TASK BRIEF: Reply with nothing except the number of lines that contain the word "full".

DATASET EXTRACT:
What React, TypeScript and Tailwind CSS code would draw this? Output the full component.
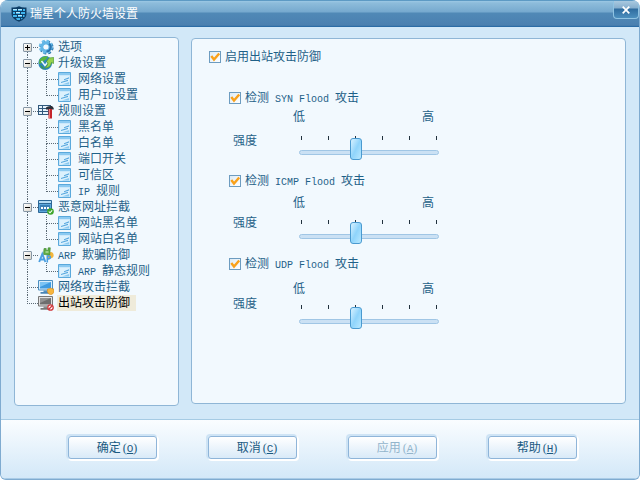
import React, { useState } from "react";

const fontStack = "font-['Liberation_Sans','Noto_Sans_CJK_SC',sans-serif]";

/* ---------- text ---------- */

/** Renders half-width runs in a monospaced face so they keep a half-em pitch. */
function Mixed({ text }: { text: string }) {
  const parts = text.match(/[\x20-\x7e]+|[^\x20-\x7e]+/g) ?? [];
  return (
    <>
      {parts.map((part, i) =>
        /^[\x20-\x7e]/.test(part) ? (
          <span key={i} className="whitespace-pre font-['Liberation_Mono',monospace] text-[10px] leading-none">
            {part}
          </span>
        ) : (
          <span key={i}>{part}</span>
        )
      )}
    </>
  );
}

/* ---------- icons ---------- */

function ShieldIcon() {
  return (
    <svg viewBox="0 0 16 16" className="size-4 shrink-0" aria-hidden="true">
      <path d="M.5 1.500 Q4.500 2 8 .3 Q11.500 2 15.500 1.500 V8 Q15.500 13 8 15.800 Q.5 13 .5 8 Z" fill="#0d3d66" />
      <path d="M2 3h4v2H2zM7 3h4v2H7zM12 3h2v2h-2zM2 6h2v2H2zM5 6h4v2H5zM10 6h4v2h-4zM2 9h4v2H2zM7 9h4v2H7zM12 9h1.500v2H12zM5 12h4v2H6zM10 12h2l-2 1.500z" fill="#3fb4ee" />
      <path d="M2 3h4v1H2zM7 3h4v1H7zM5 6h4v1H5zM7 9h4v1H7z" fill="#b4e8ff" />
    </svg>
  );
}

function GearIcon() {
  return (
    <svg viewBox="0 0 16 16" className="size-4 shrink-0" aria-hidden="true">
      <circle cx="8.500" cy="8.500" r="5.800" fill="none" stroke="#1f6ba6" strokeWidth="2.600" strokeDasharray="2.600 1.955" />
      <circle cx="7.800" cy="7.800" r="5.800" fill="none" stroke="#6fc0ec" strokeWidth="2.600" strokeDasharray="2.600 1.955" />
      <circle cx="8" cy="8" r="4.100" fill="none" stroke="#62b6e6" strokeWidth="3.200" />
      <path d="M11 4.800 A4.300 4.300 0 0 1 8.500 12.500" fill="none" stroke="#2a74ae" strokeWidth="2" />
      <circle cx="7.800" cy="8" r="2.300" fill="#f2f9fe" />
    </svg>
  );
}

function UpdateIcon() {
  return (
    <svg viewBox="0 0 16 16" className="size-4 shrink-0" aria-hidden="true">
      <circle cx="7.200" cy="8" r="6.900" fill="#2e86ba" />
      <path d="M1.500 4.500 Q5 .5 10 1.500 L8 4.500 Q5.500 5 5 7.500 L1 9 Z" fill="#58b53f" />
      <path d="M2 10 Q5 10.500 6 14.500 Q2.800 13.300 2 10Z" fill="#3c9a4b" />
      <path d="M3.500 6 L7 10.500 L13 3" fill="none" stroke="#eaf8ff" strokeWidth="1.500" />
      <path d="M8.500 6.500 L11 3 L15.700 2.500 L15.500 8.500 L13.500 7.500 Q12.500 13 6.500 13 Q10 10.500 10 8 Z" fill="#96d24e" stroke="#4d9a34" strokeWidth=".7" />
    </svg>
  );
}

function RulesIcon() {
  return (
    <svg viewBox="0 0 16 16" className="size-4 shrink-0" aria-hidden="true">
      <path d="M0 2h13v10H0z" fill="#31597c" />
      <path d="M1 3h3v2H1zM5 3h7v2H5zM1 6h3v2H1zM5 6h5v2H5zM1 9h3v2H1zM5 9h5v2H5z" fill="#e6f3fc" />
      <path d="M8 4.500 Q10 2.500 14 3 L15.700 5 V6.500 H8z" fill="#2b2f38" />
      <path d="M10.500 6h3.500v9.500h-3.500z" fill="#c5242b" />
      <path d="M11 6h1v9h-1z" fill="#f07a74" />
    </svg>
  );
}

function PageIcon() {
  return (
    <svg viewBox="0 0 16 16" className="size-4 shrink-0" aria-hidden="true">
      <path d="M.5 1.500h12v13H.5z" fill="#cbe8fb" stroke="#5aa9dc" />
      <path d="M1 2h11v2H1z" fill="#8ccaf1" />
      <path d="M2 5h9v8.500H2z" fill="#dcf1fd" />
      <path d="M6 8.300 L11 6.300 V7.600 L6 9.300zM3 11 L10 8.700 V10 L3 12z" fill="#56a7de" />
      <path d="M4 13.500 L11 11 V13.500z" fill="#8ccaf0" />
    </svg>
  );
}

function UrlIcon() {
  return (
    <svg viewBox="0 0 16 16" className="size-4 shrink-0" aria-hidden="true">
      <path d="M.5 1.500h13v12H.5z" fill="#5da7da" stroke="#2c6796" />
      <path d="M1 2h12v2H1z" fill="#b5dcf4" />
      <path d="M1 4h12v1H1z" fill="#2c6796" />
      <path d="M2 6h10v6H2z" fill="#3a7fb6" />
      <path d="M3 8h2v2H3zM6 8h2v2H6zM9 8h2v2H9z" fill="#fff" />
      <circle cx="12.500" cy="12.500" r="3.300" fill="#3da52a" />
      <path d="M10.800 12.500 L12 13.800 L14.200 11.300" fill="none" stroke="#fff" strokeWidth="1.100" />
    </svg>
  );
}

function ArpIcon() {
  return (
    <svg viewBox="0 0 16 16" className="size-4 shrink-0" aria-hidden="true">
      <path d="M9 8 Q12 3.500 15 6 Q17 10.500 12.500 11.500 L9 12z" fill="#f4b63c" />
      <path d="M5.500 7.500 L6 1.500 H8.200 V3.500 H9.800 L10.200 .8 H12.300 L11.700 8z" fill="#5fae45" stroke="#37852a" strokeWidth=".6" />
      <path d="M7.500 5 H10.500" stroke="#d6f0c8" strokeWidth="1" />
      <path d="M1.200 15 L4.300 7 L7.400 15 M2.500 12.500 H6.500" fill="none" stroke="#4b9fe0" strokeWidth="1.900" />
      <path d="M9.300 15.500 V9 Q12.800 8.500 12.300 10.500 Q12 12 9.300 12" fill="none" stroke="#4b9fe0" strokeWidth="1.600" />
    </svg>
  );
}

function MonitorIcon({ off = false }: { off?: boolean }) {
  return (
    <svg viewBox="0 0 16 16" className="size-4 shrink-0" aria-hidden="true">
      <path d="M.5 1.500h14v9.500H.5z" fill={off ? "#e2e2e2" : "#d9edfb"} stroke={off ? "#777" : "#4d8fc0"} />
      <path d="M2 3h11v6.500H2z" fill={off ? "#6e6e6e" : "#3f9be0"} />
      <path d="M2 3h11L2 8z" fill={off ? "#929292" : "#7cc4f4"} />
      <path d="M5.500 11.500h4V13h-4z" fill={off ? "#8a8a8a" : "#5490bd"} />
      <path d="M2.500 13h9.500v1.800H2.500z" fill={off ? "#777" : "#4a84b4"} />
      {off ? (
        <>
          <circle cx="12.500" cy="12.500" r="2.700" fill="#fff" stroke="#d0363a" strokeWidth="1.300" />
          <path d="M10.800 14.200 L14.200 10.800" stroke="#d0363a" strokeWidth="1.300" />
        </>
      ) : (
        <path d="M9.500 10 Q11.500 10 12.700 9 Q14 10 16 10 V13 Q15.500 15 12.700 15.800 Q10 15 9.500 13z" fill="#f6b53d" stroke="#d58a1c" strokeWidth=".6" />
      )}
    </svg>
  );
}

/* ---------- tree ---------- */

type Line = "first" | "tee" | "elbow" | "line";

function Branch({ line, className }: { line: Line; className: string }) {
  const edge = "border-dotted border-[#5d6b76]";
  return (
    <span className={`flex h-4 shrink-0 flex-col ${className}`} aria-hidden="true">
      <span
        className={`h-[9px] ${edge} ${line === "first" ? "border-b" : line === "line" ? "border-l" : "border-b border-l"}`}
      />
      <span className={`h-[7px] ${edge} ${line === "elbow" ? "" : "border-l"}`} />
    </span>
  );
}

function Toggle({ open, onClick, name }: { open: boolean; onClick: () => void; name: string }) {
  return (
    <button
      type="button"
      aria-label={name}
      aria-expanded={open}
      onClick={onClick}
      className="absolute top-1 -left-1 size-[9px] rounded-[1px] border border-[#8797a5] bg-linear-to-br from-white to-[#d8d5cb]"
    >
      <span className="absolute top-[3px] left-px h-px w-[5px] bg-black" />
      {!open && <span className="absolute top-px left-[3px] h-[5px] w-px bg-black" />}
    </button>
  );
}

type Node = { label: string; icon: React.ReactNode; children?: string[]; collapsed?: boolean };

const nodes: Node[] = [
  { label: "选项", icon: <GearIcon />, children: [], collapsed: true },
  { label: "升级设置", icon: <UpdateIcon />, children: ["网络设置", "用户ID设置"] },
  { label: "规则设置", icon: <RulesIcon />, children: ["黑名单", "白名单", "端口开关", "可信区", "IP 规则"] },
  { label: "恶意网址拦截", icon: <UrlIcon />, children: ["网站黑名单", "网站白名单"] },
  { label: "ARP 欺骗防御", icon: <ArpIcon />, children: ["ARP 静态规则"] },
  { label: "网络攻击拦截", icon: <MonitorIcon /> },
  { label: "出站攻击防御", icon: <MonitorIcon off /> },
];

function TreeNode({ node, line, selected }: { node: Node; line: Line; selected: boolean }) {
  const [open, setOpen] = useState(!node.collapsed);
  return (
    <li>
      <div className="relative flex h-4 items-center">
        <Branch line={line} className="w-[11px]" />
        {node.children && <Toggle open={open} onClick={() => setOpen(!open)} name={node.label} />}
        {node.icon}
        <span className={`ml-[3px] pr-[6px] pl-px whitespace-nowrap ${selected ? "bg-[#efebda] text-black" : ""}`}>
          <Mixed text={node.label} />
        </span>
      </div>
      {open && node.children && node.children.length > 0 && (
        <ul>
          {node.children.map((child, i) => (
            <li key={child} className="flex h-4 items-center">
              <Branch line="line" className="w-[19px]" />
              <Branch line={i === node.children!.length - 1 ? "elbow" : "tee"} className="w-3" />
              <PageIcon />
              <span className="ml-[3px] pl-px whitespace-nowrap">
                <Mixed text={child} />
              </span>
            </li>
          ))}
        </ul>
      )}
    </li>
  );
}

/* ---------- form ---------- */

function Check({ label }: { label: string }) {
  return (
    <label className="flex h-4 items-center gap-1">
      <span className="relative size-3 shrink-0">
        <input
          type="checkbox"
          defaultChecked
          className="peer block size-3 appearance-none border border-[#6d9cc0] bg-linear-to-br from-[#dcebf6] to-white"
        />
        <svg viewBox="0 0 12 12" className="pointer-events-none absolute inset-0 hidden size-3 peer-checked:block" aria-hidden="true">
          <path d="M2.300 5 L5 8.500 L10.200 2.500" fill="none" stroke="#f9a11b" strokeWidth="2.400" />
        </svg>
      </span>
      <span className="whitespace-nowrap">
        <Mixed text={label} />
      </span>
    </label>
  );
}

type Detection = { name: string; scale: string; caption: string; ticks: string };

const detections: Detection[] = [
  { name: "SYN", scale: "pt-[3px]", caption: "pt-[27px]", ticks: "mt-[11px]" },
  { name: "ICMP", scale: "pt-[6px]", caption: "pt-[26px]", ticks: "mt-[9px]" },
  { name: "UDP", scale: "pt-[9px]", caption: "pt-[24px]", ticks: "mt-[8px]" },
];

function DetectionGroup({ name, scale, caption, ticks }: Detection) {
  const id = `strength-${name}`;
  return (
    <section>
      <Check label={`检测 ${name} Flood 攻击`} />
      <div className="grid grid-cols-[60px_1fr] pl-1">
        <label htmlFor={id} className={caption}>
          强度
        </label>
        <div className={`w-[146px] ${scale}`}>
          <div className="flex justify-between pr-[5px]">
            <span>低</span>
            <span>高</span>
          </div>
          <div className={`flex justify-between pr-[2px] pl-2 ${ticks}`} aria-hidden="true">
            {[0, 1, 2, 3, 4, 5].map((t) => (
              <span key={t} className="h-1 w-px bg-[#22323e]" />
            ))}
          </div>
          <input
            id={id}
            type="range"
            min={0}
            max={5}
            defaultValue={2}
            className="-mt-[2px] ml-[6px] block h-[29px] w-[140px] appearance-none bg-transparent [&::-webkit-slider-runnable-track]:h-[5px] [&::-webkit-slider-runnable-track]:rounded-full [&::-webkit-slider-runnable-track]:border [&::-webkit-slider-runnable-track]:border-[#a0c6e5] [&::-webkit-slider-runnable-track]:bg-[#cbe1f4] [&::-webkit-slider-thumb]:-mt-[13px] [&::-webkit-slider-thumb]:h-[22px] [&::-webkit-slider-thumb]:w-3 [&::-webkit-slider-thumb]:appearance-none [&::-webkit-slider-thumb]:rounded-[3px] [&::-webkit-slider-thumb]:border [&::-webkit-slider-thumb]:border-[#4a9ad0] [&::-webkit-slider-thumb]:bg-linear-to-br [&::-webkit-slider-thumb]:from-[#d8f2ff] [&::-webkit-slider-thumb]:via-[#8fd4fb] [&::-webkit-slider-thumb]:to-[#b8e8ff]"
          />
        </div>
      </div>
    </section>
  );
}

function ActionButton({ text, mnemonic, disabled }: { text: string; mnemonic: string; disabled?: boolean }) {
  return (
    <button
      type="button"
      disabled={disabled}
      className="flex h-[23px] w-[89px] items-center justify-center gap-[2px] rounded-[3px] border border-[#8fb5d9] bg-linear-to-b from-white to-[#d9eaf8] pl-[9px] text-[#1a5a82] shadow-[-1px_-1px_0_1px_#cfe4f5,1px_1px_0_1px_#fff] disabled:text-[#93b5cc]"
    >
      <span>{text}</span>
      <span className="font-['Liberation_Serif',serif]">
        (<u className="font-['Liberation_Mono',monospace] text-[11px] leading-none">{mnemonic}</u>)
      </span>
    </button>
  );
}

export default function App() {
  return (
    <div
      className={`flex min-h-screen flex-col overflow-hidden rounded-t-lg rounded-b-md border border-t-0 border-[#7fabd0] bg-[#d2e8f8] text-[12px] leading-4 text-[#1f6188] ${fontStack}`}
    >
      <header className="flex h-[27px] items-start justify-between border-t border-b border-t-[#5d9ac4] border-b-[#2a6ca6] bg-[linear-gradient(180deg,#9cc8e4_0px,#8dbcdb_2px,#76a9ce_11px,#5089b6_12px,#4a80b0_24px,#4077a9_25px)]">
        <div className="flex items-center gap-[3px] pt-[5px] pl-[10px]">
          <ShieldIcon />
          <h1 className="text-white">瑞星个人防火墙设置</h1>
        </div>
        <button
          type="button"
          aria-label="关闭"
          className="flex h-[18px] w-[26px] items-center justify-center rounded-b-[4px] border border-t-0 border-[#8fc3e2] bg-[linear-gradient(180deg,#a9c9e0_0px,#86aecd_7px,#2f6c9f_8px,#4c8fbe_17px)]"
        >
          <svg viewBox="0 0 8 8" className="size-2" aria-hidden="true">
            <path d="M.7 .7 L7.300 7.300 M7.300 .7 L.7 7.300" stroke="#fff" strokeWidth="1.700" />
          </svg>
        </button>
      </header>

      <main className="flex flex-1 gap-3 px-[13px] pt-[10px] pb-[13px]">
        <nav className="w-[165px] shrink-0 rounded-[4px] border border-[#8fb6d6] bg-[#f2f9fe] pt-px pl-3">
          <ul>
            {nodes.map((node, i) => (
              <TreeNode
                key={node.label}
                node={node}
                line={i === 0 ? "first" : i === nodes.length - 1 ? "elbow" : "tee"}
                selected={i === nodes.length - 1}
              />
            ))}
          </ul>
        </nav>
        <div className="mt-px mb-[2px] flex-1 rounded-[4px] border border-[#8fb6d6] bg-[#f2f9fe] pt-[10px] pl-[17px]">
          <Check label="启用出站攻击防御" />
          <div className="mt-[25px] grid auto-rows-[83px] pl-5">
            {detections.map((d) => (
              <DetectionGroup key={d.name} {...d} />
            ))}
          </div>
        </div>
      </main>

      <footer className="flex justify-center gap-[51px] border-t border-b border-t-[#a6cbe4] border-b-[#a9cbe6] bg-linear-to-b from-[#fafdff] to-[#d3e8f8] pt-4 pb-[19px] pl-[5px]">
        <ActionButton text="确定" mnemonic="O" />
        <ActionButton text="取消" mnemonic="C" />
        <ActionButton text="应用" mnemonic="A" disabled />
        <ActionButton text="帮助" mnemonic="H" />
      </footer>
    </div>
  );
}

THE COMPLETED TASK: 2